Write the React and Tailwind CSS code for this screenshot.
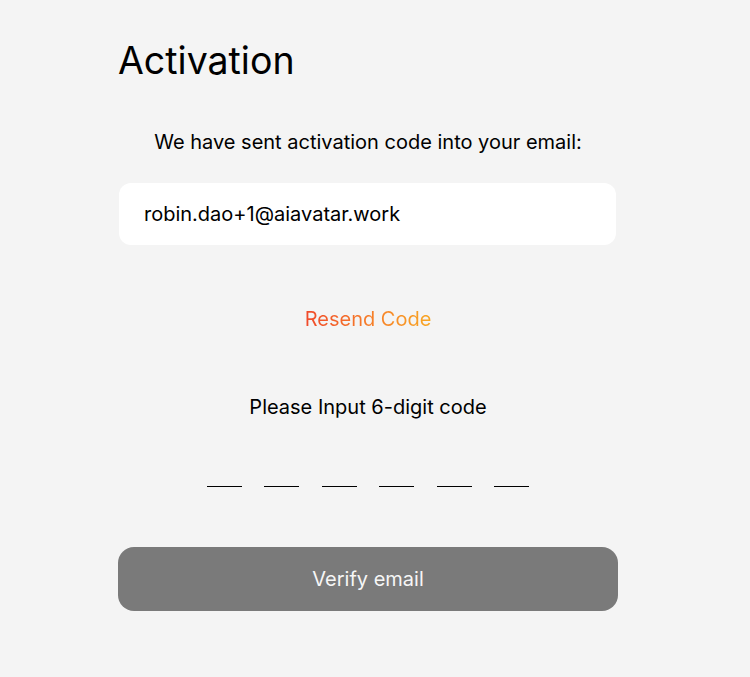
import { useState } from 'react';

const DIGITS = 6;

export default function App() {
  const [email] = useState('robin.dao+1@aiavatar.work');
  const [code, setCode] = useState(Array(DIGITS).fill(''));

  const handleDigit = (i, v) =>
    setCode((prev) => prev.map((d, idx) => (idx === i ? v.slice(-1) : d)));

  return (
    <div
      className="min-h-[677px] w-full bg-[#f4f4f4] text-black"
      style={{ fontFamily: 'Inter, "Noto Sans", sans-serif' }}
    >
      <div className="ml-[118px] w-[500px] pt-[37px]">
        <h1 className="text-[37.5px] leading-[48px] font-normal">Activation</h1>

        <p className="mt-[43px] text-center text-[20px] leading-7">
          We have sent activation code into your email:
        </p>

        <div className="mt-[27px] ml-px w-[497px] h-[62px] bg-white rounded-xl flex items-center px-[25px] text-[20px]">
          {email}
        </div>

        <div className="mt-[60px] flex justify-center">
          <button className="text-[20px] leading-7 bg-gradient-to-r from-[#f0492b] to-[#f8a623] bg-clip-text text-transparent">
            Resend Code
          </button>
        </div>

        <p className="mt-[60px] text-center text-[20px] leading-7">
          Please Input 6-digit code
        </p>

        {/* code inputs */}
        <div className="mt-[42px] flex justify-center gap-[22.6px]">
          {code.map((d, i) => (
            <input
              key={i}
              value={d}
              onChange={(e) => handleDigit(i, e.target.value)}
              className="w-[35px] h-[24px] bg-transparent border-b border-black text-center text-[18px] outline-none"
            />
          ))}
        </div>

        <button className="mt-[60px] w-[500px] h-[64px] rounded-2xl bg-[#7a7a7a] text-[#f6f6f6] text-[20px]">
          Verify email
        </button>
      </div>
    </div>
  );
}
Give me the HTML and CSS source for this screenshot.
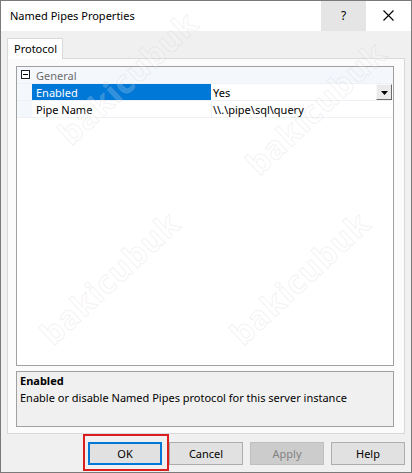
FILE: index.html
```html
<!DOCTYPE html>
<html>
<head>
<meta charset="utf-8">
<link rel="stylesheet" href="styles.css">
</head>
<body>
<div class="window">
  <div class="titlebar">
    <div class="title">Named Pipes Properties</div>
    <div class="tb-btn help">?</div>
    <div class="tb-btn close">
      <svg width="11" height="11" viewBox="0 0 11 11"><path d="M0.5 0.5 L10.5 10.5 M10.5 0.5 L0.5 10.5" stroke="#000" stroke-width="1.1" fill="none"/></svg>
    </div>
  </div>
  <div class="body">
    <div class="tabs"><div class="tab">Protocol</div></div>
    <div class="panel">
      <div class="grid">
        <div class="row cat">
          <span class="margin"><span class="minus"></span></span>
          <span class="cat-label">General</span>
        </div>
        <div class="row sel">
          <span class="margin"></span>
          <span class="name">Enabled</span>
          <span class="value">Yes<span class="dd"><svg width="7" height="4" viewBox="0 0 7 4"><path d="M0 0 H7 L3.5 4 Z" fill="#000"/></svg></span></span>
        </div>
        <div class="row">
          <span class="margin"></span>
          <span class="name">Pipe Name</span>
          <span class="value">\\.\pipe\sql\query</span>
        </div>
      </div>
      <div class="desc">
        <div class="desc-title">Enabled</div>
        <div class="desc-text">Enable or disable Named Pipes protocol for this server instance</div>
      </div>
    </div>
    <div class="buttons">
      <div class="btn-wrap">
        <button class="btn default">OK</button>
        <span class="annot"></span>
      </div>
      <button class="btn">Cancel</button>
      <button class="btn disabled">Apply</button>
      <button class="btn">Help</button>
    </div>
  </div>
  <span class="wm wm1">bakicubuk</span>
  <span class="wm wm2">bakicubuk</span>
  <span class="wm wm3">bakicubuk</span>
  <span class="wm wm4">bakicubuk</span>
</div>
</body>
</html>
```
FILE: styles.css
```css
* { box-sizing: border-box; }
html, body { margin: 0; padding: 0; }
body {
  width: 412px;
  height: 473px;
  overflow: hidden;
  font-family: "Noto Sans", "Open Sans", "DejaVu Sans", sans-serif;
  font-size: 11px;
  color: #000;
}
.window {
  position: relative;
  width: 412px;
  height: 473px;
  border: 1px solid #7a7a7a;
  background: #f0f0f0;
  display: flex;
  flex-direction: column;
  overflow: hidden;
}
.titlebar {
  height: 30px;
  background: #fff;
  display: flex;
  align-items: stretch;
  flex: none;
}
.title {
  flex: 1;
  padding-left: 9px;
  line-height: 29px;
  font-size: 11px;
}
.tb-btn {
  width: 45px;
  display: flex;
  align-items: center;
  justify-content: center;
}
.help {
  background: #e5e5e5;
  font-size: 12px;
  padding-bottom: 1px;
}
.close svg { display: block; margin-top: -1px; }
.body {
  flex: 1;
  padding: 7px 6px 7px 6px;
  display: flex;
  flex-direction: column;
}
.tabs {
  display: flex;
  height: 20px;
  flex: none;
}
.tab {
  width: 56px;
  height: 21px;
  background: #fff;
  border: 1px solid #d9d9d9;
  border-bottom: none;
  padding-left: 6px;
  line-height: 19px;
  position: relative;
  z-index: 1;
}
.panel {
  width: 398px;
  height: 376px;
  flex: none;
  border: 1px solid #d9d9d9;
  background: #fbfbfb;
  padding: 7px 10px 6px 8px;
  display: flex;
  flex-direction: column;
}
.grid {
  height: 300px;
  border: 1px solid #a0a0a0;
  background: #fff;
  flex: none;
}
.row {
  display: flex;
  height: 17px;
  line-height: 17px;
  border-bottom: 1px solid #eef1f6;
}
.margin {
  width: 15px;
  flex: none;
  background: #f4f7fc;
  position: relative;
}
.cat {
  background: #f4f7fc;
}
.minus {
  position: absolute;
  left: 4px;
  top: 3px;
  width: 9px;
  height: 9px;
  border: 1px solid #1e1e1e;
  background: #fff;
}
.minus::after {
  content: "";
  position: absolute;
  left: 1px;
  top: 3px;
  width: 5px;
  height: 1px;
  background: #000;
}
.cat-label {
  padding-left: 4px;
  color: #6d6d6d;
}
.name {
  width: 180px;
  flex: none;
  padding-left: 4px;
  border-right: 1px solid #eef1f6;
}
.sel .name {
  background: #0078d7;
  color: #fff;
  border-right-color: #fff;
}
.value {
  flex: 1;
  padding-left: 1px;
  position: relative;
}
.dd {
  position: absolute;
  right: 1px;
  top: 0;
  width: 16px;
  height: 16px;
  background: #eaeaea;
  border: 1px solid;
  border-color: #f8f8f8 #6a6a6a #6a6a6a #f8f8f8;
  display: flex;
  align-items: center;
  justify-content: center;
}
.dd svg { display: block; margin-top: 1px; }
.desc {
  margin-top: 5px;
  height: 56px;
  border: 1px solid #a0a0a0;
  background: #f0f0f0;
  padding: 1px 3px;
  flex: none;
}
.desc-title {
  font-weight: bold;
  line-height: 16px;
}
.desc-text {
  line-height: 18px;
}
.buttons {
  margin-top: 8px;
  display: flex;
  justify-content: flex-end;
  gap: 7px;
}
.btn-wrap {
  position: relative;
  display: flex;
}
.btn {
  width: 74px;
  height: 23px;
  margin: 0;
  padding: 0;
  font-family: inherit;
  font-size: 11px;
  color: #000;
  background: #e1e1e1;
  border: 1px solid #adadad;
  border-radius: 0;
}
.btn.default {
  border: 2px solid #0078d7;
}
.btn.disabled {
  background: #cccccc;
  border-color: #bfbfbf;
  color: #838383;
}
.annot {
  position: absolute;
  left: -5px;
  top: -8px;
  width: 86px;
  height: 37px;
  border: 2px solid #d9201f;
}
.wm {
  position: absolute;
  font-family: "Open Sans", "Noto Sans", sans-serif;
  font-weight: bold;
  font-size: 32px;
  color: rgba(255, 255, 255, 0.2);
  -webkit-text-stroke: 1px rgba(180, 180, 180, 0.18);
  transform: rotate(-43deg);
  transform-origin: center;
  pointer-events: none;
  white-space: nowrap;
  letter-spacing: 1px;
}
.wm1 { left: 38px; top: 55px; }
.wm2 { left: 20px; top: 255px; }
.wm3 { left: 210px; top: 255px; }
.wm4 { left: 226px; top: 85px; }
```
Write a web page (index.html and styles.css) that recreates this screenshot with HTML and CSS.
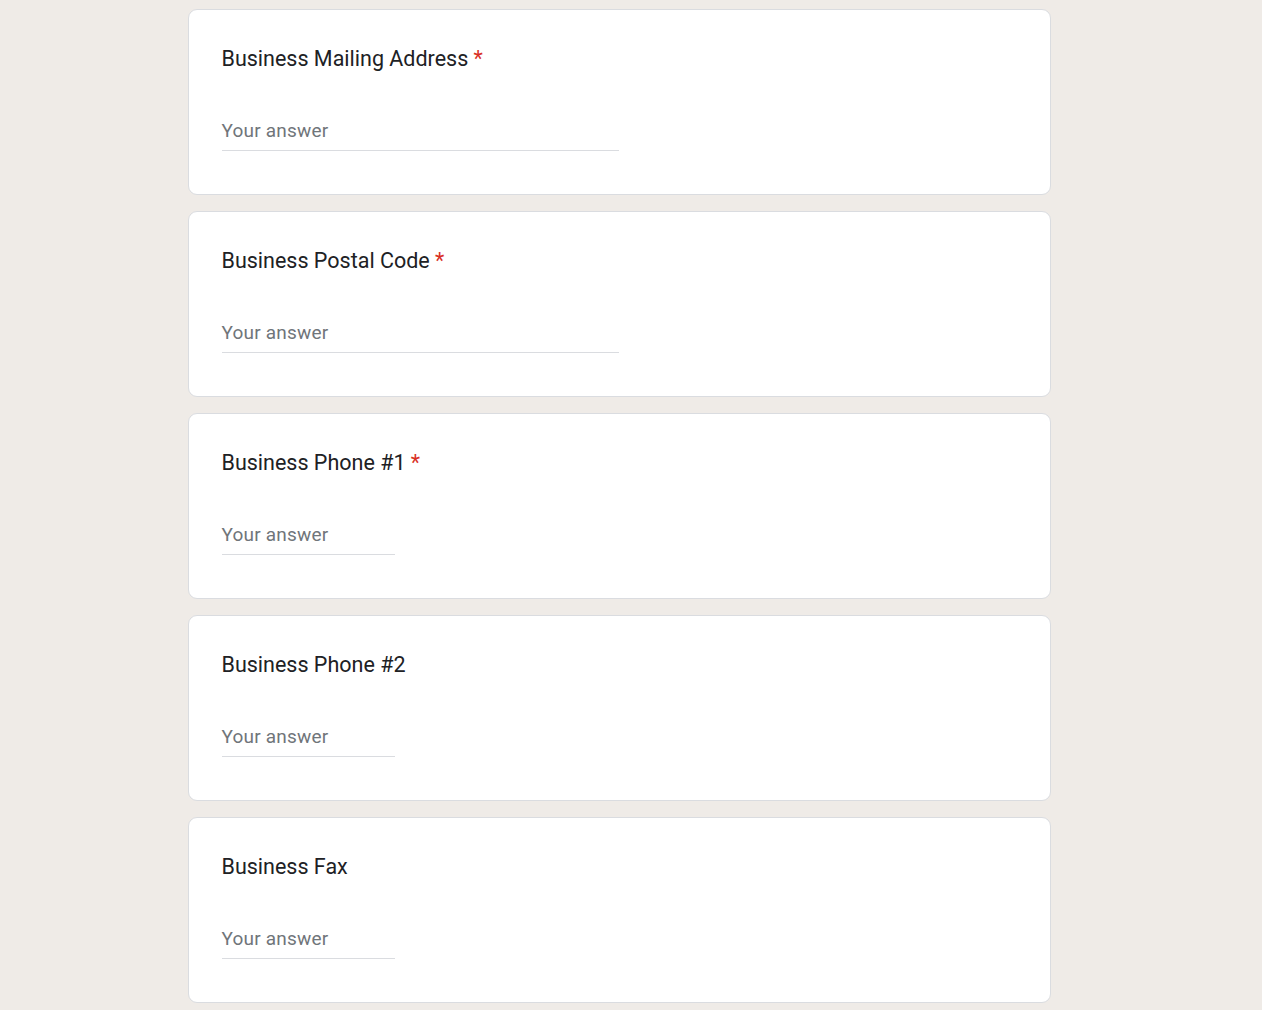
FILE: index.html
```html
<!DOCTYPE html>
<html>
<head>
<meta charset="utf-8">
<link rel="stylesheet" href="styles.css">
</head>
<body>
<div class="wrap">
  <div class="card">
    <div class="title">Business Mailing Address<span class="req"> *</span></div>
    <div class="input long">Your answer</div>
  </div>
  <div class="card">
    <div class="title">Business Postal Code<span class="req"> *</span></div>
    <div class="input long">Your answer</div>
  </div>
  <div class="card">
    <div class="title">Business Phone #1<span class="req"> *</span></div>
    <div class="input short">Your answer</div>
  </div>
  <div class="card">
    <div class="title">Business Phone #2</div>
    <div class="input short">Your answer</div>
  </div>
  <div class="card">
    <div class="title">Business Fax</div>
    <div class="input short">Your answer</div>
  </div>
</div>
</body>
</html>
```
FILE: styles.css
```css
html, body {
  margin: 0;
  padding: 0;
  background: #efebe7;
  overflow: hidden;
  height: 1010px;
}
.wrap {
  padding: 9px 24px 0 0;
  display: flex;
  flex-direction: column;
  align-items: center;
  gap: 16px;
}
.card {
  box-sizing: border-box;
  width: 863px;
  height: 186px;
  background: #fff;
  border: 1px solid #dadce0;
  border-radius: 9px;
  padding: 34px 33px 0 33px;
}
.title {
  font-family: Roboto, "Liberation Sans", sans-serif;
  font-size: 21.5px;
  line-height: 30px;
  color: #202124;
}
.req {
  color: #d93025;
}
.input {
  margin-top: 45px;
  font-family: Roboto, "Liberation Sans", sans-serif;
  font-size: 19px;
  line-height: 24px;
  color: #70757a;
  padding-bottom: 7px;
  border-bottom: 1px solid #dadce0;
  letter-spacing: 0.2px;
}
.long { width: 397px; }
.short { width: 173px; }
```
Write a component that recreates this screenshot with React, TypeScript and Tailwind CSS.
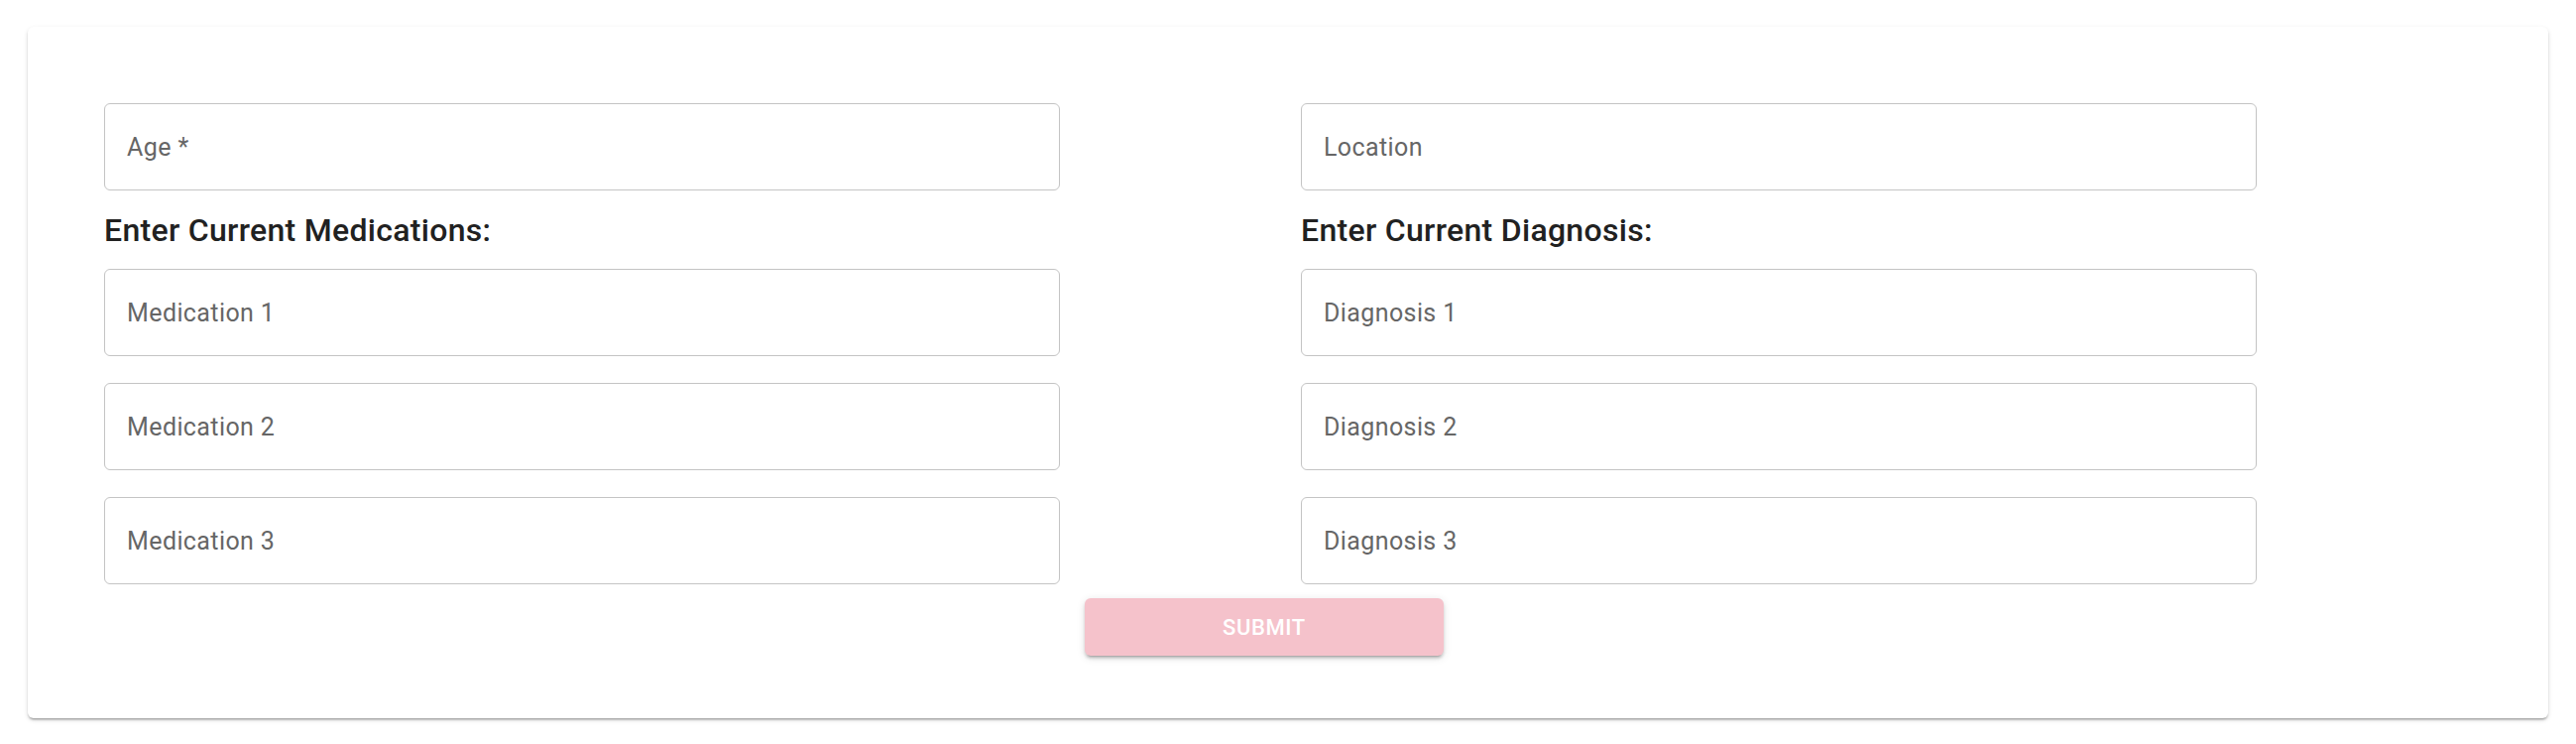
import React from "react";

function Field({ label }: { label: string }) {
  return (
    <div className="flex h-[88px] w-[964px] items-center rounded-[6px] border border-[#c4c4c4] bg-white pl-[22px] pt-[1px] text-[25px] tracking-[0.4px] text-[#666666]">
      {label}
    </div>
  );
}

function Column({
  first,
  heading,
  items,
}: {
  first: string;
  heading: string;
  items: string[];
}) {
  return (
    <div className="flex flex-col pl-[13px]">
      <Field label={first} />
      <div className="flex h-[79px] items-center text-[32px] font-medium tracking-[0.3px] text-[#212121]">
        {heading}
      </div>
      <div className="flex flex-col gap-[27px]">
        {items.map((i) => (
          <Field key={i} label={i} />
        ))}
      </div>
    </div>
  );
}

export default function App() {
  return (
    <div
      className="min-h-[750px] bg-white px-[28px] pt-[27px]"
      style={{ fontFamily: "Roboto, 'Noto Sans', Arial, sans-serif" }}
    >
      <div className="rounded-[6px] bg-white px-[64px] pb-[63px] pt-[77px] shadow-[0px_3px_2px_-2px_rgba(0,0,0,0.2),0px_2px_2px_0px_rgba(0,0,0,0.14),0px_2px_5px_0px_rgba(0,0,0,0.12)]">
        <div className="grid grid-cols-2">
          <Column
            first="Age *"
            heading="Enter Current Medications:"
            items={["Medication 1", "Medication 2", "Medication 3"]}
          />
          <Column
            first="Location"
            heading="Enter Current Diagnosis:"
            items={["Diagnosis 1", "Diagnosis 2", "Diagnosis 3"]}
          />
        </div>
        <div className="mt-[14px] pl-[1002px]">
          <button className="flex h-[58px] w-[362px] items-center justify-center rounded-[6px] bg-[#f5c2cb] text-[22px] font-medium uppercase tracking-[0.6px] text-white shadow-[0px_4px_2px_-3px_rgba(0,0,0,0.2),0px_3px_3px_0px_rgba(0,0,0,0.14),0px_2px_8px_0px_rgba(0,0,0,0.12)]">
            Submit
          </button>
        </div>
      </div>
    </div>
  );
}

====

▶ [Requirement]: Your task is to return the lines above, from the first one up to and including the line containing "setCode((prev) => prev.map((d, idx)", minus any pictures.

▶ [Expected answer]:
Write the React and Tailwind CSS code for this screenshot.
import { useState } from 'react';

const DIGITS = 6;

export default function App() {
  const [email] = useState('robin.dao+1@aiavatar.work');
  const [code, setCode] = useState(Array(DIGITS).fill(''));

  const handleDigit = (i, v) =>
    setCode((prev) => prev.map((d, idx) => (idx === i ? v.slice(-1) : d)));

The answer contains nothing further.